We ate lunch in one of the pizzerias nearby and walked along the harbor admiring the views back towards Vietri and all the little boats there. We finished up walking a short way to the bus station and riding the bus back to Vietri, which waited for us as we ran to catch it. A very successful morning and a great way to end their first trip to Italy I thought!
We took one last walk along the beach and Madison waded in the water. The weather was gorgeous and we took our time, sitting on the steps and gazing out to sea. They spent the rest of the afternoon packing and organizing their stuff. Their flight the next day was an early one so we didn’t stay up late but I don’t think either my sister or I slept much, anticipating having to say goodbye the next day, knowing it will be months before we see each other again.

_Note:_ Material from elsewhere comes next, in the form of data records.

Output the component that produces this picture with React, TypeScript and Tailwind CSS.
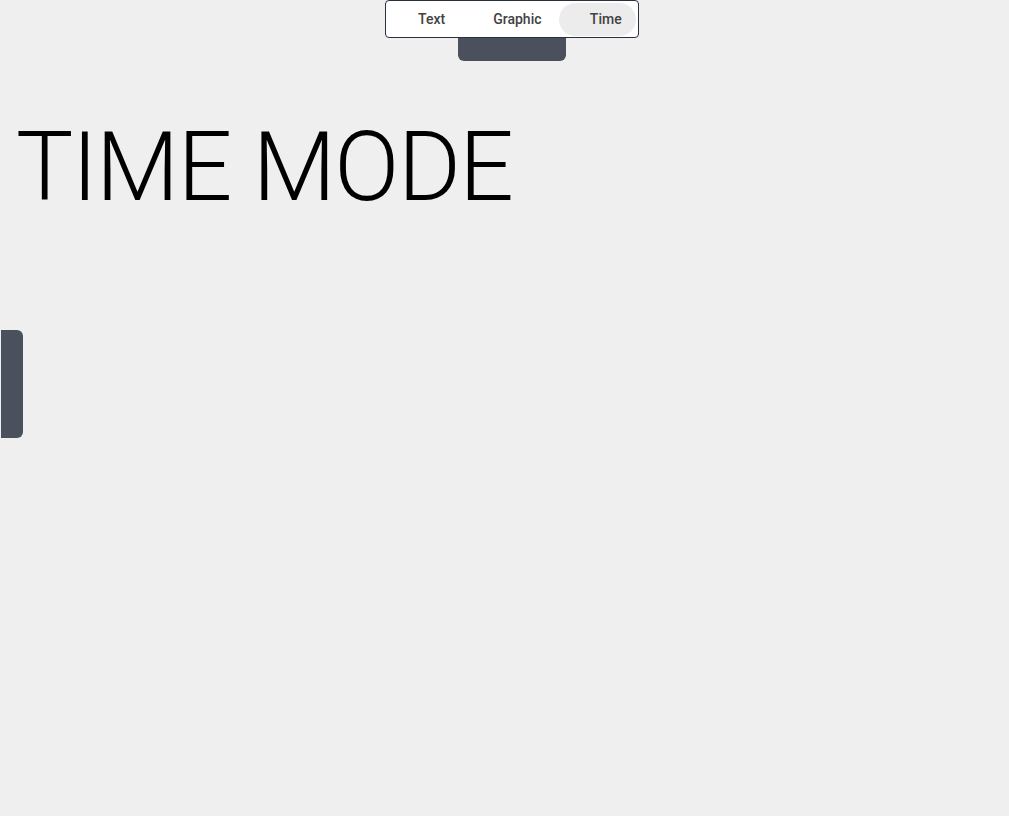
import { useState } from "react";

const modes = ["Text", "Graphic", "Time"] as const
type Mode = typeof modes[number]

export default function App() {
    const [mode, setMode] = useState<Mode>("Time")

    const btnStyle = "h-[33px] rounded-full text-sm font-medium text-[#424242] cursor-pointer"

    return (
        <div className="min-h-[816px] w-full bg-[#efefef] font-['Roboto',sans-serif] relative">
            <div className="flex flex-col items-center pl-[14px]">
                <div className="flex items-center w-[254px] h-[38px] px-[2px] bg-white border border-[#27303d] rounded-[4px]">
                    <button
                        className={`${btnStyle} w-[89px] ${mode == "Text" ? "bg-[#ececec]" : ""}`}
                        onClick={() => setMode("Text")}>
                        Text
                    </button>
                    <button
                        className={`${btnStyle} w-[84px] ${mode == "Graphic" ? "bg-[#ececec]" : ""}`}
                        onClick={() => setMode("Graphic")}>
                        Graphic
                    </button>
                    <button
                        className={`${btnStyle} w-[77px] pl-[17px] ${mode == "Time" ? "bg-[#ececec]" : ""}`}
                        onClick={() => setMode("Time")}>
                        Time
                    </button>
                </div>
                <div className="w-[108px] h-[23px] bg-[#4a515c] rounded-b-[6px]" />
            </div>

            <h1 className="mt-[42px] pl-[16px] text-[96px] leading-[128px] font-light text-black tracking-[-1.45px]">
                {mode.toUpperCase()} MODE
            </h1>

            <div className="mt-[99px] ml-[1px] w-[22px] h-[108px] bg-[#4a515c] rounded-r-[6px]" />
        </div>
    )
}
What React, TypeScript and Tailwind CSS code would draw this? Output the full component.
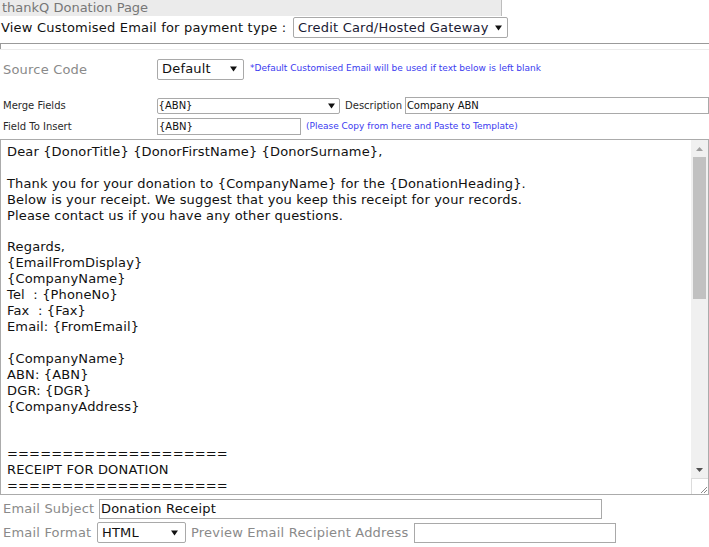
import { FC, ReactNode } from "react";

const body = `Dear {DonorTitle} {DonorFirstName} {DonorSurname},

Thank you for your donation to {CompanyName} for the {DonationHeading}.
Below is your receipt. We suggest that you keep this receipt for your records.
Please contact us if you have any other questions.

Regards,
{EmailFromDisplay}
{CompanyName}
Tel  : {PhoneNo}
Fax  : {Fax}
Email: {FromEmail}

{CompanyName}
ABN: {ABN}
DGR: {DGR}
{CompanyAddress}


====================
RECEIPT FOR DONATION
====================`;

const Caret: FC = () => (
  <svg width="7" height="6" viewBox="0 0 7 6" className="shrink-0">
    <path d="M0 0.5h7L3.5 5.5z" fill="#111" />
  </svg>
);

const Select: FC<{ value: string; className: string; text: string }> = ({
  value,
  className,
  text,
}) => (
  <div
    className={`flex items-center justify-between border border-[#a9a9a9] rounded-[2px] bg-white ${className}`}
  >
    <span className={`${text} truncate`}>{value}</span>
    <Caret />
  </div>
);

const Field: FC<{ value?: string; className: string }> = ({
  value,
  className,
}) => (
  <div
    className={`flex items-center border border-[#a9a9a9] bg-white text-[#111] ${className}`}
  >
    {value}
  </div>
);

const Note: FC<{ children: ReactNode; className?: string }> = ({
  children,
  className,
}) => (
  <span className={`text-[9px] tracking-normal text-[#3b3bf0] ${className ?? ""}`}>
    {children}
  </span>
);

export default function App() {
  return (
    <div className="w-[709px] h-[547px] overflow-hidden bg-white font-['DejaVu_Sans',Verdana,sans-serif] text-[13px] tracking-[0.2px] text-[#111]">
      <div className="w-[502px] h-[16px] bg-[#ebebeb] border-r border-[#bdbdbd] text-[#777] leading-[16px] pl-[2px] tracking-normal">
        thankQ Donation Page
      </div>

      <div className="flex items-center h-[23px] pl-[1px]">
        <span className="w-[292px]">View Customised Email for payment type :</span>
        <Select
          value="Credit Card/Hosted Gateway"
          className="w-[215px] h-[21px] pl-[4px] pr-[5px]"
          text="text-[13px] text-[#1a1a33]"
        />
      </div>

      <div className="mt-[4px] h-[6px] border-t border-l border-[#9a9a9a]" />
      <div className="h-[1px] bg-[#ececec]" />

      <div className="flex items-center mt-[9px] h-[20px]">
        <span className="w-[157px] pl-[3px] pt-[1px] text-[#8a8a8a]">Source Code</span>
        <Select
          value="Default"
          className="w-[87px] h-[21px] pl-[4px] pr-[6px]"
          text="text-[13px] text-[#111]"
        />
        <Note className="ml-[6px] -mt-[1px]">
          *Default Customised Email will be used if text below is left blank
        </Note>
      </div>

      <div className="flex items-center mt-[18px] h-[17px] text-[10px] tracking-normal">
        <span className="w-[157px] pl-[3px] text-[#2a2a2a]">Merge Fields</span>
        <Select
          value="{ABN}"
          className="w-[184px] h-[16px] pl-[1px] pr-[4px]"
          text="text-[10px] text-[#111]"
        />
        <span className="ml-[5px] w-[60px] text-[#2a2a2a]">Description</span>
        <Field value="Company ABN" className="w-[305px] h-[17px] pl-[1px]" />
      </div>

      <div className="flex items-center mt-[4px] h-[17px] text-[10px] tracking-normal">
        <span className="w-[157px] pl-[3px] text-[#2a2a2a]">Field To Insert</span>
        <Field value="{ABN}" className="w-[144px] h-[17px] pl-[1px]" />
        <Note className="ml-[5px]">
          (Please Copy from here and Paste to Template)
        </Note>
      </div>

      <div className="mt-[4px] flex h-[356px] border border-[#ababab]">
        <div className="flex-1 overflow-hidden whitespace-pre pl-[6px] pt-[4px] leading-[15.9px] text-[13px] tracking-[0.15px] text-[#111]">
          {body}
        </div>
        <div className="w-[17px] flex flex-col bg-[#f0f0f0]">
          <div className="h-[17px] flex items-center justify-center">
            <svg width="7" height="4" viewBox="0 0 7 4">
              <path d="M0 4h7L3.5 0z" fill="#a3a3a3" />
            </svg>
          </div>
          <div className="mx-[2px] h-[142px] bg-[#c1c1c1]" />
          <div className="flex-1" />
          <div className="h-[17px] flex items-center justify-center">
            <svg width="7" height="4" viewBox="0 0 7 4">
              <path d="M0 0h7L3.5 4z" fill="#505050" />
            </svg>
          </div>
          <div className="h-[16px] bg-white border-t border-l border-[#dcdcdc] flex items-end justify-end">
            <svg width="10" height="10" viewBox="0 0 10 10">
              <path d="M9 3L3 9M9 6L6 9" stroke="#8a8a8a" strokeWidth="1" />
            </svg>
          </div>
        </div>
      </div>

      <div className="flex items-center mt-[4px] h-[20px]">
        <span className="w-[99px] pl-[3px] text-[#8a8a8a]">Email Subject</span>
        <Field value="Donation Receipt" className="w-[503px] h-[20px] pl-[1px]" />
      </div>

      <div className="flex items-center mt-[3px] h-[21px]">
        <span className="w-[97px] pl-[3px] text-[#8a8a8a]">Email Format</span>
        <Select
          value="HTML"
          className="w-[89px] h-[21px] pl-[4px] pr-[7px]"
          text="text-[13px] text-[#111]"
        />
        <span className="ml-[5px] w-[223px] text-[#8a8a8a]">
          Preview Email Recipient Address
        </span>
        <Field className="w-[202px] h-[20px]" />
      </div>
    </div>
  );
}
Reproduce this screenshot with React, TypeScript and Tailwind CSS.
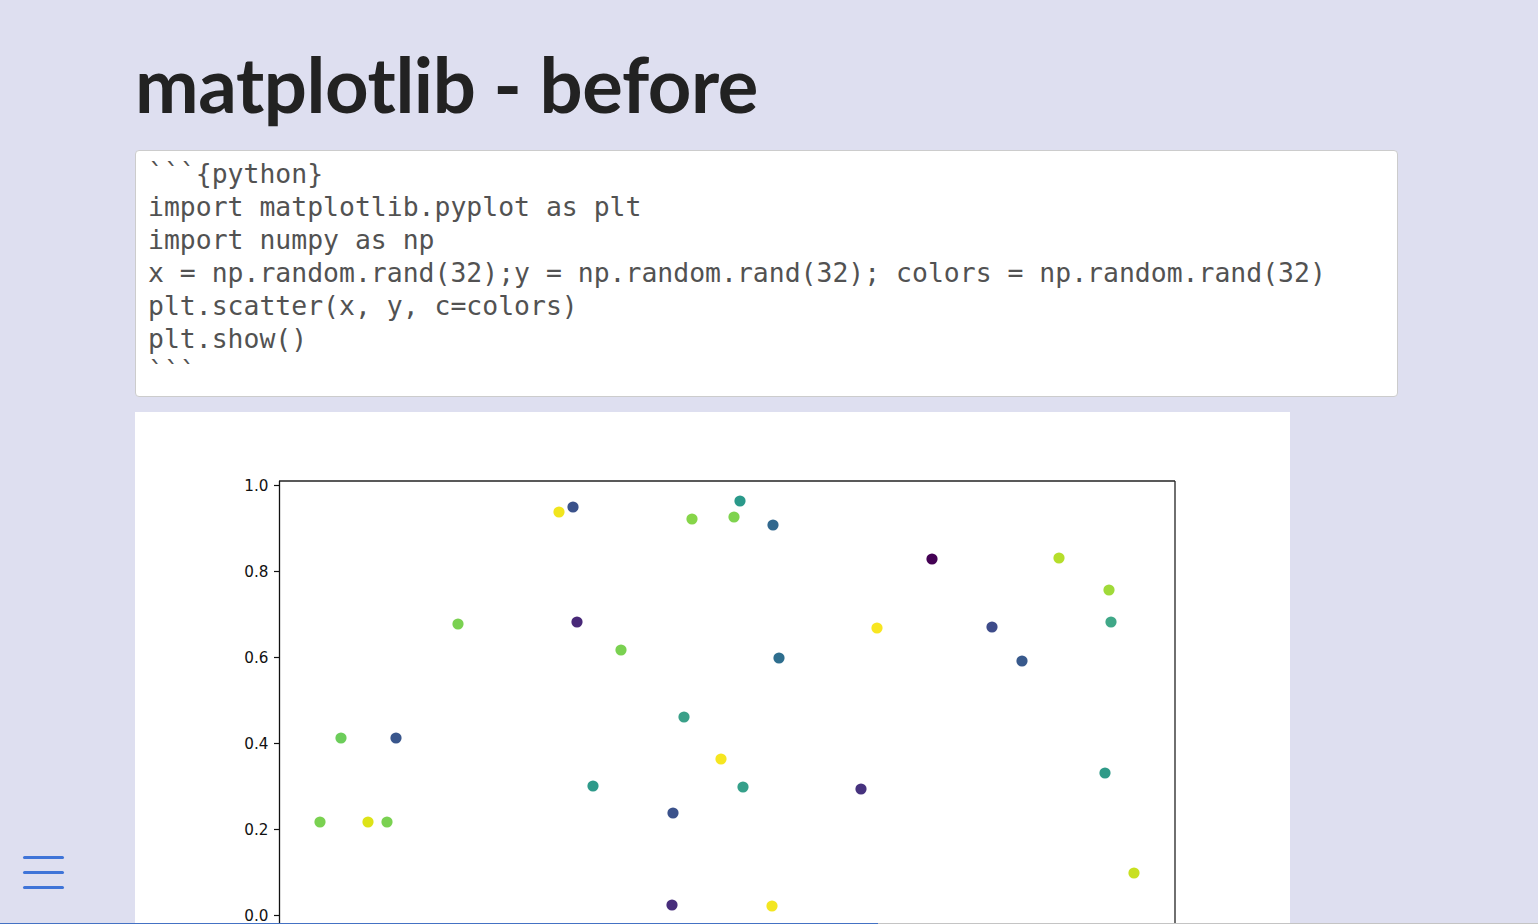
import React from "react";

const points: [number, number, string][] = [
  [320, 822, "#7ad151"],
  [341, 738, "#6ccd5a"],
  [368, 822, "#dde318"],
  [387, 822, "#7ad151"],
  [396, 738, "#39568c"],
  [458, 624, "#7ad151"],
  [559, 512, "#f1e51d"],
  [573, 507, "#3b528b"],
  [577, 622, "#482878"],
  [593, 786, "#2e9a8a"],
  [621, 650, "#7ad151"],
  [673, 813, "#3b528b"],
  [672, 905, "#472d7b"],
  [684, 717, "#3aa089"],
  [692, 519, "#86d549"],
  [721, 759, "#f6e620"],
  [734, 517, "#7fd34e"],
  [740, 501, "#2a998a"],
  [743, 787, "#35a08a"],
  [772, 906, "#f3e621"],
  [773, 525, "#31688e"],
  [779, 658, "#2e6e8e"],
  [861, 789, "#46327e"],
  [877, 628, "#f8e621"],
  [932, 559, "#440154"],
  [992, 627, "#3e4c8a"],
  [1022, 661, "#38598c"],
  [1059, 558, "#b5de2b"],
  [1105, 773, "#2f9a88"],
  [1109, 590, "#a0da39"],
  [1111, 622, "#40a888"],
  [1134, 873, "#c8e020"],
];

const code = `\`\`\`{python}
import matplotlib.pyplot as plt
import numpy as np
x = np.random.rand(32);y = np.random.rand(32); colors = np.random.rand(32)
plt.scatter(x, y, c=colors)
plt.show()
\`\`\``;

const OX = 135;
const OY = 412;

function Chart() {
  const ticks = [1.0, 0.8, 0.6, 0.4, 0.2, 0.0];
  const yOf = (v: number) => 915.5 - 430 * v - OY;
  return (
    <svg width="1155" height="560" viewBox="0 0 1155 560" className="block">
      <line x1={279 - OX} y1={481 - OY} x2={1175 - OX} y2={481 - OY} stroke="#222" strokeWidth="1.3" />
      <line x1={279.5 - OX} y1={481 - OY} x2={279.5 - OX} y2={560} stroke="#111" strokeWidth="1.3" />
      <line x1={1175 - OX} y1={481 - OY} x2={1175 - OX} y2={560} stroke="#222" strokeWidth="1.3" />
      {ticks.map((t) => (
        <g key={t}>
          <line x1={274 - OX} y1={yOf(t)} x2={279 - OX} y2={yOf(t)} stroke="#111" strokeWidth="1.2" />
          <text
            x={268.5 - OX}
            y={yOf(t) + 5.5}
            textAnchor="end"
            fontSize="15.2"
            fill="#111"
            style={{ fontFamily: '"DejaVu Sans", sans-serif' }}
          >
            {t.toFixed(1)}
          </text>
        </g>
      ))}
      {points.map(([x, y, c], i) => (
        <circle key={i} cx={x - OX} cy={y - OY} r="5.6" fill={c} />
      ))}
    </svg>
  );
}

export default function App() {
  return (
    <div className="relative h-[924px] w-full overflow-hidden bg-[#dedff0]">
      <div className="flex flex-col pl-[135px] pt-[36px]">
        <h1
          className="text-[76px] font-bold leading-[96px] text-[#222] tracking-[-0.4px]"
          style={{ fontFamily: '"Lato", "Noto Sans", sans-serif' }}
        >
          matplotlib - before
        </h1>
        <pre
          className="mt-[18px] w-[1263px] h-[247px] overflow-hidden rounded-[4px] border border-[#cccccc] bg-white pl-[12px] pt-[6px] text-[26.45px] leading-[33px] text-[#525252]"
          style={{ fontFamily: '"DejaVu Sans Mono", monospace' }}
        >
          {code}
        </pre>
        <div className="mt-[15px] w-[1155px] bg-white">
          <Chart />
        </div>
      </div>

      <div className="absolute left-[23px] top-[856px] flex w-[41px] flex-col gap-[12px]">
        <div className="h-[3px] rounded-full bg-[#3f74d8]" />
        <div className="h-[3px] rounded-full bg-[#3f74d8]" />
        <div className="h-[3px] rounded-full bg-[#3f74d8]" />
      </div>

      <div className="absolute bottom-0 left-0 h-[1px] w-full bg-[#c4c4c4]">
        <div className="h-full w-[878px] bg-[#4472c4]" />
      </div>
    </div>
  );
}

We hope they will come to Delaware this summer for a visit and we will try to see each other more often once we are back in the states.
Their flight left on time. Bob and I waited at the airport until we knew it had taken off, then came home and slept a few hours more. We curled up in bed the rest of the day, watching movies on our laptop, getting up only to make a light supper and then falling asleep for the night. Bob is getting a cold and today slept in. We got a call from the girls that they had made it home without too much excitement except that Madison’s suitcase had not made it from D.C. to Denver and they were still waiting for its arrival. Let’s hope it makes it home, as it would be sad to think some of her souvenirs are lost. I know this will upset her very much so keep your fingers crossed that they find it and deliver it in the next day or so.
That’s about it. It was a wonderful time with them and I can’t believe it’s over already. The days flew by. I know they must be pooped out but we hope they have taken home some good memories that they will treasure as I do each of them.